Test is needed for final approval for production.
Description project :
I need all data from this site: ”
https://www.olx.ba/pretraga?id=18
” That means all data given for cars and persons who created post. All data for autos is given in second level of selects–this is example:
https://www.olx.ba/r/44743851/413389
Code needs to be able to export data in excel/json or csv format, code needs to be created in PyCharm in Scrapy.
All fileds needs to be created and if data or felds not exists it needs to be inserted “N/A” — that’s because of data will be inserted in SQL database and exported in Excel. That means all structure of json or csv needs to be structured as table, with primary keys trough fields name.
After you finish coding, I will test code it and pay your effort.
Project is Scrapy code in PyCharm with full functionality and I needed to test it before we agreed that is functional and operative for production.
I need all cars data from this site.
It is platform for sale, like Amazon and I need to track car sale with all details of cars and persons who created sale post.
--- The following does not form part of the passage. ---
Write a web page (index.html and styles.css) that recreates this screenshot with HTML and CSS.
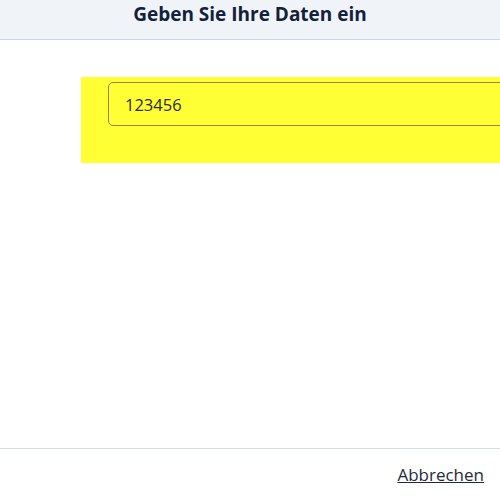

I will send attached as example.
After you send me code, I will run this in PyCharm, after that I will check all fields and quality data for cc 75.000 cars with cc 20 felds.
I have already some other parts in my PyCharm project, so this is only one piece of puzzle, and in that order final project code needs to have appropriate settings and all parts needed for my testing and running in production for Windows systems.
As I already said, web site is like Amazon, sale platform and I need to get data in position when I run code, no history.
It need to be created boot to prevent telecom or web site to block scraping data and define appropriate USER AGENT in Scrapy settings and with proxy.
Example for fields are download in project.
Note for you:
Avoid IP blocking, you need to integrate proxies and user agent with scraper.
Without that you can’t extract data from OLX.